Willy Chen, deputy director, design and technology platform at TSMC, discussed the challenges of 10nm process nodes compared to those of the 20nm processes the industry was talking about just three years ago. At 10nm, the libraries, layouts, I/O pins all have to be coloured for double or multi-patterning, as does the analysis of RC, IR, EM issues and DRC. Place and route tools for this node need to be able to handle full colouring, automatically align pins by colour, and route on pre-coloured routing tracks. This is also true for custom design at this node, where designers need help achieving device matching and critical timing in a coloured process.
For the 7nm node, an extension of the N10 node sharing a lot of its manufacturing flow, Chen said TSMC would be focusing the process on high-performance computing applications, and so it would need to deliver the best possible clock speeds. From a design point of view, therefore, this means moving to a mesh-based clock architecture, to reduce the number of buffer stages in the clock tree, and applying layer-promotion strategies, used in previous nodes to reduce the resistance of clock routes, to vias.
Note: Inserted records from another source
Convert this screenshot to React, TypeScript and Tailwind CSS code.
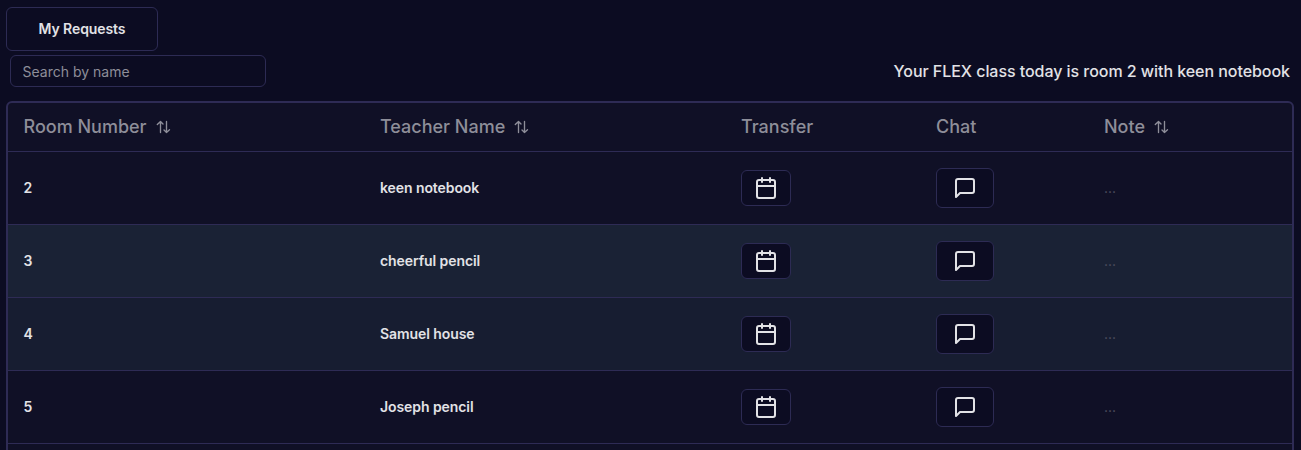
import { Calendar } from "lucide-react";

const rows = [
  { room: "2", teacher: "keen notebook", bg: "bg-[#101026]" },
  { room: "3", teacher: "cheerful pencil", bg: "bg-[#1a2235]" },
  { room: "4", teacher: "Samuel house", bg: "bg-[#171d31]" },
  { room: "5", teacher: "Joseph pencil", bg: "bg-[#101026]" },
];

const columns = "grid grid-cols-[356.5px_361px_195px_168px_1fr]";

function SortIcon() {
  return (
    <svg className="ml-2 size-4" viewBox="0 0 16 16" fill="none" stroke="currentColor" strokeWidth="1.35" strokeLinecap="round" strokeLinejoin="round">
      <path d="M5.5 13.5V2.7M2.3 5.5 5.5 2.5l2.5 2.5M11.5 2.5v11M9 11l2.5 2.5 3-2.7" />
    </svg>
  );
}

function ChatIcon() {
  return (
    <svg className="size-6" viewBox="0 0 24 24" fill="none" stroke="currentColor" strokeWidth="2" strokeLinecap="round" strokeLinejoin="round">
      <path d="M21 15a2 2 0 0 1-2 2H7l-4 4V5a2 2 0 0 1 2-2h14a2 2 0 0 1 2 2z" />
    </svg>
  );
}

function Heading({ label, sortable = false }: { label: string; sortable?: boolean }) {
  return (
    <div className="flex items-center px-[15.5px] text-lg font-medium text-[#8e8e99]">
      {label}
      {sortable && <SortIcon />}
    </div>
  );
}

export default function App() {
  return (
    <div className="h-[450px] overflow-hidden bg-[#0c0c22] px-1.5 pt-[7px] font-['Inter',sans-serif] text-[#e2e2e6]">
      <button className="flex h-11 w-[152px] items-center justify-center rounded-md border border-[#2d2b54] text-sm font-semibold tracking-[-0.08px]">
        My Requests
      </button>
      <div className="mt-1 flex h-8 items-center justify-between pr-[5px] pl-1">
        <input
          className="h-8 w-64 rounded-md border border-[#2d2b54] bg-transparent px-[11.5px] text-sm outline-none placeholder:text-[#8e8e99]"
          placeholder="Search by name"
        />
        <p className="text-base font-medium tracking-[-0.05px]">Your FLEX class today is room 2 with keen notebook</p>
      </div>
      <div className="mt-3.5 mr-[1px] h-[500px] overflow-hidden rounded-md border-2 border-[#2e2b55] bg-[#101026]">
        <div className={`${columns} h-[49px] border-b border-[#2e2b55]`}>
          <Heading label="Room Number" sortable />
          <Heading label="Teacher Name" sortable />
          <Heading label="Transfer" />
          <Heading label="Chat" />
          <Heading label="Note" sortable />
        </div>
        {rows.map((row) => (
          <div key={row.room} className={`${columns} h-[73px] items-center border-b border-[#2e2b55] text-sm font-semibold tracking-[-0.08px] ${row.bg}`}>
            <div className="px-[15.5px]">{row.room}</div>
            <div className="px-[15.5px]">{row.teacher}</div>
            <div className="px-[15.5px]">
              <button className="flex h-9 w-[50px] items-center justify-center rounded-md border border-[#2d2b54] bg-[#0c0c22]">
                <Calendar className="size-6" />
              </button>
            </div>
            <div className="px-[15.5px]">
              <button className="flex h-10 w-[58px] items-center justify-center rounded-md border border-[#2d2b54] bg-[#0c0c22]">
                <ChatIcon />
              </button>
            </div>
            <div className="px-[15.5px] font-normal text-[#4f4f60]">...</div>
          </div>
        ))}
      </div>
    </div>
  );
}
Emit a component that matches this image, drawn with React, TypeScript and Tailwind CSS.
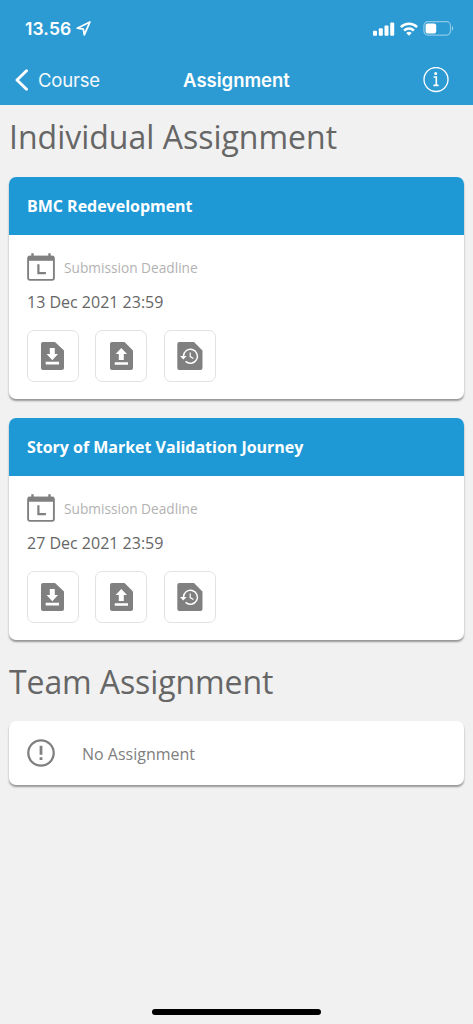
import React from "react";

const assignments = [
  { id: 1, title: "BMC Redevelopment", deadline: "13 Dec 2021 23:59" },
  { id: 2, title: "Story of Market Validation Journey", deadline: "27 Dec 2021 23:59" },
];

const StatusBar = () => (
  <div className="flex h-[55px] items-center justify-between pt-[2px] pl-[25px] pr-[19px]">
    <div className="flex items-center gap-[5px]">
      <span className="text-[17.5px] font-semibold leading-5 tracking-[0.1px]">13.56</span>
      <svg width="15" height="15" viewBox="0 0 15 15" fill="none" stroke="currentColor" strokeWidth="1.8" strokeLinejoin="round">
        <path d="M13.9 1 1.3 7.2l6.1.9.9 5.7z" />
      </svg>
    </div>
    <div className="flex items-center">
      <svg width="22" height="14" viewBox="0 0 22 14" fill="currentColor">
        <rect x="0" y="8.7" width="4" height="5" rx="1" />
        <rect x="5.8" y="6.3" width="4" height="7.4" rx="1" />
        <rect x="11.5" y="3.5" width="4" height="10.2" rx="1" />
        <rect x="17.2" y="0.5" width="4" height="13.2" rx="1" />
      </svg>
      <svg className="ml-[5px]" width="18" height="14" viewBox="0 0 18 14" fill="none" stroke="currentColor" strokeWidth="2.5">
        <path d="M0.9 5.2a11.4 11.4 0 0 1 16.2 0" />
        <path d="M4.1 8.6a6.9 6.9 0 0 1 9.8 0" />
        <path d="M9 13.8 6.3 11.1a3.8 3.8 0 0 1 5.4 0z" fill="currentColor" stroke="none" />
      </svg>
      <svg className="ml-[5px]" width="31" height="15" viewBox="0 0 31 15">
        <rect x="0.9" y="0.7" width="26.6" height="13.4" rx="4" fill="none" stroke="white" strokeOpacity="0.45" strokeWidth="1.2" />
        <rect x="2.6" y="2.4" width="10.6" height="10" rx="2" fill="white" />
        <path d="M29 5.2v4.4c1.6-.6 1.6-3.8 0-4.4z" fill="white" fillOpacity="0.55" />
      </svg>
    </div>
  </div>
);

const Header = () => (
  <header className="h-[105px] bg-[#2d9bd3] font-[Inter,sans-serif] text-white">
    <StatusBar />
    <div className="grid h-[50px] grid-cols-[1fr_auto_1fr] items-center px-[15px]">
      <button className="flex items-center gap-[9px] text-left">
        <svg width="14" height="22" viewBox="0 0 14 22" fill="none" stroke="currentColor" strokeWidth="2.9" strokeLinecap="round" strokeLinejoin="round">
          <path d="M11.5 1.8 2 11l9.5 9.2" />
        </svg>
        <span className="text-[18.5px] leading-6 tracking-[-0.2px] opacity-95">Course</span>
      </button>
      <h1 className="whitespace-nowrap text-center text-[18.5px] font-semibold leading-6">Assignment</h1>
      <button className="mr-[9px] justify-self-end">
        <svg width="26" height="26" viewBox="0 0 26 26" fill="none" stroke="currentColor">
          <circle cx="13" cy="12.5" r="12" strokeWidth="1.3" />
          <circle cx="12.7" cy="6.4" r="1.5" fill="currentColor" stroke="none" />
          <path d="M10.6 10h2.7v8.2M10.4 18.4h5.2" strokeWidth="1.6" />
        </svg>
      </button>
    </div>
  </header>
);

const CalendarIcon = () => (
  <svg width="28" height="28" viewBox="0 0 28 28" fill="none" stroke="#808080">
    <rect x="1.1" y="3.6" width="25.8" height="23.3" rx="1.8" strokeWidth="1.9" />
    <path d="M1 5.3h26" strokeWidth="5" />
    <path d="M5.5.3v4M22.5.3v4" strokeWidth="2.4" />
    <path d="M11.4 11.2v9h7.5" strokeWidth="2.2" />
  </svg>
);

const DownloadIcon = () => (
  <svg width="23" height="28" viewBox="0 0 23 28">
    <path d="M2 0h12l9 8.5V26a2 2 0 0 1-2 2H2a2 2 0 0 1-2-2V2a2 2 0 0 1 2-2z" fill="#808080" />
    <path d="M8.8 6h5v6H17l-5.7 6.3L5.6 12h3.2zM4.7 19.8H18v2.7H4.7z" fill="white" />
  </svg>
);

const UploadIcon = () => (
  <svg width="23" height="28" viewBox="0 0 23 28">
    <path d="M2 0h12.5L23 8.5V26a2 2 0 0 1-2 2H2a2 2 0 0 1-2-2V2a2 2 0 0 1 2-2z" fill="#808080" />
    <path d="M11.3 6 5.6 12.1h3.2V18h5v-5.9H17zM4.7 20.2H18v2.6H4.7z" fill="white" />
  </svg>
);

const HistoryIcon = () => (
  <svg width="26" height="28" viewBox="0 0 26 28">
    <path d="M2.3 0H17l8.5 8.5V26a2 2 0 0 1-2 2H2.3a2 2 0 0 1-2-2V2a2 2 0 0 1 2-2z" fill="#808080" />
    <path d="M6.4 14.3a7 7 0 1 1 2.2 5.1" fill="none" stroke="white" strokeWidth="1.5" />
    <path d="M3 14h6.6l-3.3 3.6z" fill="white" />
    <path d="M13.2 10.4v4.2l3.2 2" fill="none" stroke="white" strokeWidth="1.2" />
  </svg>
);

const ActionButton = ({ children }: { children: React.ReactNode }) => (
  <button className="flex size-[52px] items-center justify-center rounded-[7px] border border-[#e2e2e2] bg-white">
    {children}
  </button>
);

const AssignmentCard = ({ title, deadline }: { title: string; deadline: string }) => (
  <div className="h-[222px] overflow-hidden rounded-[7px] bg-white shadow-[0_2px_2px_rgba(0,0,0,0.38)]">
    <div className="flex h-[58px] items-center bg-[#1e99d6] pl-[18px]">
      <h3 className="whitespace-nowrap text-base font-bold leading-6 tracking-[-0.02px] text-white">{title}</h3>
    </div>
    <div className="pl-[18px] pt-[18px]">
      <div className="flex h-7 items-center gap-[9px]">
        <CalendarIcon />
        <span className="pt-px text-[13.7px] leading-5 text-[#b2b2b2]">Submission Deadline</span>
      </div>
      <p className="mt-[9px] text-base leading-6 text-[#666666]">{deadline}</p>
      <div className="-ml-[0.5px] mt-4 flex gap-[16.5px]">
        <ActionButton>
          <DownloadIcon />
        </ActionButton>
        <ActionButton>
          <UploadIcon />
        </ActionButton>
        <ActionButton>
          <HistoryIcon />
        </ActionButton>
      </div>
    </div>
  </div>
);

const App = () => {
  return (
    <div className="flex h-[1024px] w-[473px] flex-col bg-[#f1f1f1] font-['Open_Sans',sans-serif]">
      <Header />

      <main className="flex-1 px-[9px] pt-[10px]">
        <h2 className="whitespace-nowrap text-[32px] leading-11 text-[#666666]">Individual Assignment</h2>

        <div className="mt-[18px] flex flex-col gap-[19px]">
          {assignments.map((item) => (
            <AssignmentCard key={item.id} title={item.title} deadline={item.deadline} />
          ))}
        </div>

        <h2 className="mt-5 whitespace-nowrap text-[32px] leading-11 tracking-[-0.1px] text-[#666666]">Team Assignment</h2>

        <div className="mt-[17px] flex h-16 items-center rounded-[7px] bg-white pl-[18px] shadow-[0_2px_2px_rgba(0,0,0,0.38)]">
          <svg width="28" height="28" viewBox="0 0 28 28" fill="none" stroke="#808080">
            <circle cx="14" cy="14" r="12.7" strokeWidth="2.3" />
            <path d="M14 6.8v9M14 18.2v2.8" strokeWidth="2.8" />
          </svg>
          <span className="ml-[27px] pt-px text-base leading-6 text-[#808080]">No Assignment</span>
        </div>
      </main>

      {/* Home indicator */}
      <div className="mb-[9px] ml-[152px] h-[6px] w-[169px] rounded-full bg-black" />
    </div>
  );
};

export default App;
From a tool point of view, better correlation between what tools predict and the performance of the resultant chips, for example in crosstalk calculations, will be important to help cut design margins.
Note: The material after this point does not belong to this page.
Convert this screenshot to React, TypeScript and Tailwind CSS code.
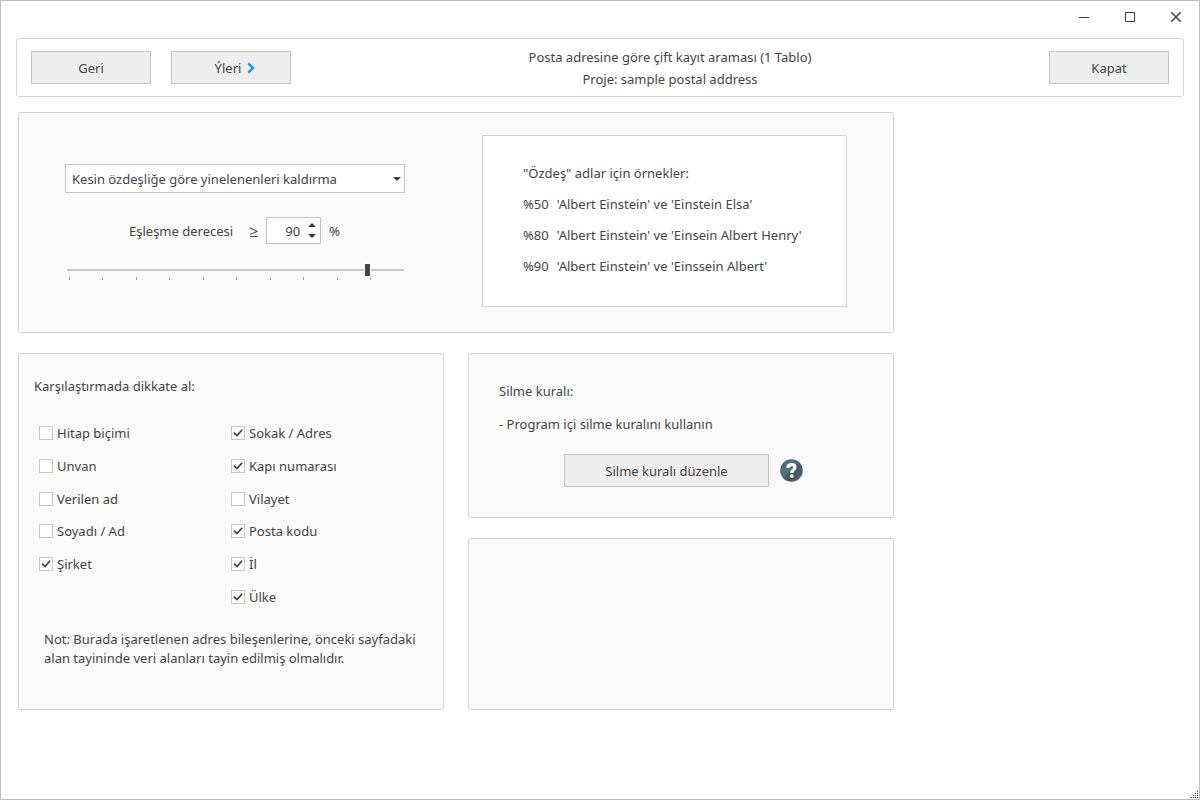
import { useState } from "react";
import type { ReactNode } from "react";

type Field = { id: string; label: string; checked: boolean };

const nameFields: Field[] = [
  { id: "salutation", label: "Hitap biçimi", checked: false },
  { id: "title", label: "Unvan", checked: false },
  { id: "firstname", label: "Verilen ad", checked: false },
  { id: "lastname", label: "Soyadı / Ad", checked: false },
  { id: "company", label: "Şirket", checked: true },
];

const addressFields: Field[] = [
  { id: "street", label: "Sokak / Adres", checked: true },
  { id: "number", label: "Kapı numarası", checked: true },
  { id: "state", label: "Vilayet", checked: false },
  { id: "postcode", label: "Posta kodu", checked: true },
  { id: "city", label: "İl", checked: true },
  { id: "country", label: "Ülke", checked: true },
];

const examples = [
  { degree: "%50", text: "'Albert Einstein' ve 'Einstein Elsa'" },
  { degree: "%80", text: "'Albert Einstein' ve 'Einsein Albert Henry'" },
  { degree: "%90", text: "'Albert Einstein' ve 'Einssein Albert'" },
];

const ticks = [1, 2, 3, 4, 5, 6, 7, 8, 9, 10];

function Panel({ className, children }: { className: string; children?: ReactNode }) {
  return (
    <section className={`rounded-[3px] border border-[#d3d3d3] bg-[#fafafa] ${className}`}>
      {children}
    </section>
  );
}

function PushButton({ className, children }: { className: string; children: ReactNode }) {
  return (
    <button
      type="button"
      className={`flex h-[33px] items-center justify-center gap-1.5 border border-[#c3c3c3] bg-[#eeeeee] ${className}`}
    >
      {children}
    </button>
  );
}

function CheckField({ field }: { field: Field }) {
  const [checked, setChecked] = useState(field.checked);
  return (
    <div className="flex items-center gap-1">
      <span className="grid size-3.5 shrink-0">
        <input
          id={field.id}
          type="checkbox"
          checked={checked}
          onChange={() => setChecked(!checked)}
          className="col-start-1 row-start-1 size-3.5 appearance-none border border-[#c6c6c6] bg-white"
        />
        {checked && (
          <svg viewBox="0 0 14 14" className="pointer-events-none col-start-1 row-start-1 size-3.5" fill="none">
            <path d="M3 6.6 L6 9.6 L11.2 3.8" stroke="#3c3c3c" strokeWidth="1.6" />
          </svg>
        )}
      </span>
      <label htmlFor={field.id}>{field.label}</label>
    </div>
  );
}

function CaptionButton({ label, children }: { label: string; children: ReactNode }) {
  return (
    <button type="button" aria-label={label} className="flex h-8 w-[46px] items-center justify-center">
      <svg viewBox="0 0 10 10" className="size-2.5 overflow-visible" fill="none" stroke="#3c3c3c">
        {children}
      </svg>
    </button>
  );
}

export default function App() {
  const [degree, setDegree] = useState(90);
  const change = (value: number) => setDegree(Math.max(0, Math.min(100, value)));

  return (
    <div className="relative flex min-h-screen flex-col border border-[#bfbfbf] bg-white font-['Noto_Sans','Open_Sans',sans-serif] text-[13px] leading-5 text-[#444444]">
      <header className="flex justify-end">
        <CaptionButton label="Simge durumuna küçült">
          <path d="M0 5.5 H10" />
        </CaptionButton>
        <CaptionButton label="Ekranı kapla">
          <path d="M0.5 0.5 H9.5 V9.5 H0.5 Z" />
        </CaptionButton>
        <CaptionButton label="Pencereyi kapat">
          <path d="M0.3 0.3 L9.7 9.7 M9.7 0.3 L0.3 9.7" strokeWidth="1.4" />
        </CaptionButton>
      </header>

      <nav className="mx-[15px] mt-[5px] flex min-h-[59px] items-center rounded-[3px] border border-[#d3d3d3] px-3.5">
        <div className="flex gap-5">
          <PushButton className="w-[120px]">Geri</PushButton>
          <PushButton className="w-[120px] pl-2">
            Ýleri
            <svg viewBox="0 0 8 12" className="h-3 w-2" fill="none">
              <path d="M1.2 1.4 L6 6 L1.2 10.6" stroke="#0f96ee" strokeWidth="2.4" />
            </svg>
          </PushButton>
        </div>
        <div className="flex-1 text-center leading-[22px]">
          <h1>Posta adresine göre çift kayıt araması (1 Tablo)</h1>
          <p>Proje: sample postal address</p>
        </div>
        <PushButton className="w-[120px]">Kapat</PushButton>
      </nav>

      <main className="mx-[17px] mt-[15px] flex max-w-[876px] flex-col gap-5">
        <Panel className="flex justify-between pt-[22px] pr-[46px] pb-[25px] pl-[46px]">
          <div className="flex w-[340px] flex-col pt-[29px]">
            <div className="grid items-center">
              <select
                aria-label="Yineleme yöntemi"
                className="col-start-1 row-start-1 h-[29px] w-full appearance-none border border-[#c6c6c6] bg-white pl-1.5"
              >
                <option>Kesin özdeşliğe göre yinelenenleri kaldırma</option>
              </select>
              <svg
                viewBox="0 0 8 4"
                className="pointer-events-none col-start-1 row-start-1 mr-1 h-1 w-2 justify-self-end"
                fill="#3c3c3c"
              >
                <path d="M0 0 H8 L4 4 Z" />
              </svg>
            </div>

            <div className="mt-6 flex items-center pl-16">
              <label htmlFor="degree" className="whitespace-nowrap">
                Eşleşme derecesi
              </label>
              <span className="w-[33px] pr-2 text-right text-base">≥</span>
              <div className="flex h-[27px] w-[55px] border border-[#c3c3c3] bg-white">
                <input
                  id="degree"
                  type="text"
                  inputMode="numeric"
                  value={degree}
                  onChange={(e) => change(Number(e.target.value) || 0)}
                  className="w-8 min-w-0 flex-1 bg-transparent text-right outline-none"
                />
                <div className="flex w-5 flex-col items-center justify-center gap-[7px] pl-1">
                  <button type="button" aria-label="Artır" onClick={() => change(degree + 1)}>
                    <svg viewBox="0 0 8 4" className="block h-1 w-2" fill="#3c3c3c">
                      <path d="M0 4 H8 L4 0 Z" />
                    </svg>
                  </button>
                  <button type="button" aria-label="Azalt" onClick={() => change(degree - 1)}>
                    <svg viewBox="0 0 8 4" className="block h-1 w-2" fill="#3c3c3c">
                      <path d="M0 0 H8 L4 4 Z" />
                    </svg>
                  </button>
                </div>
              </div>
              <span className="pl-2">%</span>
            </div>

            <input
              type="range"
              aria-label="Eşleşme derecesi"
              min={0}
              max={100}
              value={degree}
              onChange={(e) => change(Number(e.target.value))}
              className="mt-[19px] ml-0.5 block h-3.5 w-[337px] appearance-none bg-transparent [&::-webkit-slider-runnable-track]:h-0.5 [&::-webkit-slider-runnable-track]:bg-[#c6c6c6] [&::-webkit-slider-thumb]:mt-[-6px] [&::-webkit-slider-thumb]:h-3.5 [&::-webkit-slider-thumb]:w-[7px] [&::-webkit-slider-thumb]:appearance-none [&::-webkit-slider-thumb]:border [&::-webkit-slider-thumb]:border-white [&::-webkit-slider-thumb]:bg-[#444444]"
            />
            <div className="ml-1 flex w-[302px] justify-between">
              {ticks.map((tick) => (
                <span key={tick} className="h-[3px] w-px bg-[#a0a0a0]" />
              ))}
            </div>
          </div>

          <div className="flex h-[172px] w-[365px] flex-col gap-[11px] border border-[#d3d3d3] bg-white pt-[27px] pl-10">
            <p>"Özdeş" adlar için örnekler:</p>
            {examples.map((example) => (
              <p key={example.degree} className="flex gap-2">
                <span>{example.degree}</span>
                <span>{example.text}</span>
              </p>
            ))}
          </div>
        </Panel>

        <div className="grid grid-cols-2 gap-6">
          <Panel className="pt-[22px] pb-[41px] pl-[15px]">
            <h2>Karşılaştırmada dikkate al:</h2>
            <div className="mt-[21px] flex pl-[5px]">
              <div className="grid h-[196px] w-48 grid-rows-6">
                {nameFields.map((field) => (
                  <CheckField key={field.id} field={field} />
                ))}
              </div>
              <div className="grid h-[196px] grid-rows-6">
                {addressFields.map((field) => (
                  <CheckField key={field.id} field={field} />
                ))}
              </div>
            </div>
            <p className="mt-[17px] pr-5 pl-2.5 leading-[19px]">
              Not: Burada işaretlenen adres bileşenlerine, önceki sayfadaki alan tayininde veri alanları tayin edilmiş
              olmalıdır.
            </p>
          </Panel>

          <div className="flex flex-col gap-5">
            <Panel className="px-[30px] pt-[27px] pb-[30px]">
              <h2>Silme kuralı:</h2>
              <p className="mt-[13px]">- Program içi silme kuralını kullanın</p>
              <div className="mt-5 flex items-center gap-[11px] pl-[65px]">
                <PushButton className="w-[205px]">Silme kuralı düzenle</PushButton>
                <button type="button" aria-label="Yardım">
                  <svg viewBox="0 0 24 24" className="block size-[23px]">
                    <circle cx="12" cy="12" r="11.8" fill="#546e7a" />
                    <path d="M20.3 3.7 A11.8 11.8 0 0 1 3.7 20.3 Z" fill="#455a64" />
                    <path
                      d="M8.2 9.2 C8.3 6.9 9.8 5.9 12 5.9 C14.4 5.9 15.7 7 15.7 8.8 C15.7 11.3 12.3 11.2 12.3 14.6"
                      fill="none"
                      stroke="#ffffff"
                      strokeWidth="3.2"
                    />
                    <circle cx="12.2" cy="17.9" r="1.9" fill="#ffffff" />
                  </svg>
                </button>
              </div>
            </Panel>
            <Panel className="flex-1" />
          </div>
        </div>
      </main>

      <svg viewBox="0 0 8 8" className="absolute right-0 bottom-0 size-2" fill="#3c3c3c">
        <path d="M6 0h1v1h-1z M4 2h1v1h-1z M6 2h1v1h-1z M2 4h1v1h-1z M4 4h1v1h-1z M6 4h1v1h-1z M0 6h1v1h-1z M2 6h1v1h-1z M4 6h1v1h-1z M6 6h1v1h-1z" />
      </svg>
    </div>
  );
}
Zeng Qiuling, senior ASIC designer at Huawei/HiSilicon, talked about the challenges of designing mobile applications processors and networking chips at advanced nodes. The design priorities for the applications processors included PPA, multivoltage performance and usability, and turnaround time (TAT). For the networking chips, the focus shifts slightly, to PPA, TAT and the design tools’ overall and block capacity. Qiuling said that his team had used various features of ICCII to complete its designs, including placement strategies driven by total negative slack, multi corner multimode clocking and placement, which had enabled a 15% increase in maximum operating frequency, and post-route concurrent clock and data optimisation. Runtimes for their designs using ICCII had fallen threefold, and server memory usage had halved.
Henry Sheng, senior director, silicon implementation, and group director, R&D, at Synopsys, said that to support 7nm nodes, the company’s tools will have to manage technology changes such as asymmetric lithography requirements, the use of SADP with cut metal masks, new lithography rules and restrictions, and a metal pitch reduction. They’ll need to support fully coloured flows, a cut metal flow, and take into account the kind of ‘invisible’ shapes, such as mandrels, that are necessary to enable other shapes to be formed. They’ll have to do this for processes that have greater variations than before, and in which parameters vary asymmetrically. To ensure that the tools can both do the job and deliver the required quality of results, the development focus will be on creating tools and flows that can give predictable results out of the box.
“From a tools point of view, these kinds of collaborations are very, very important,” said Sheng.
The discussion took place at a Synopsys breakfast at the Design Automation Conference in Austin, Texas, earlier this year.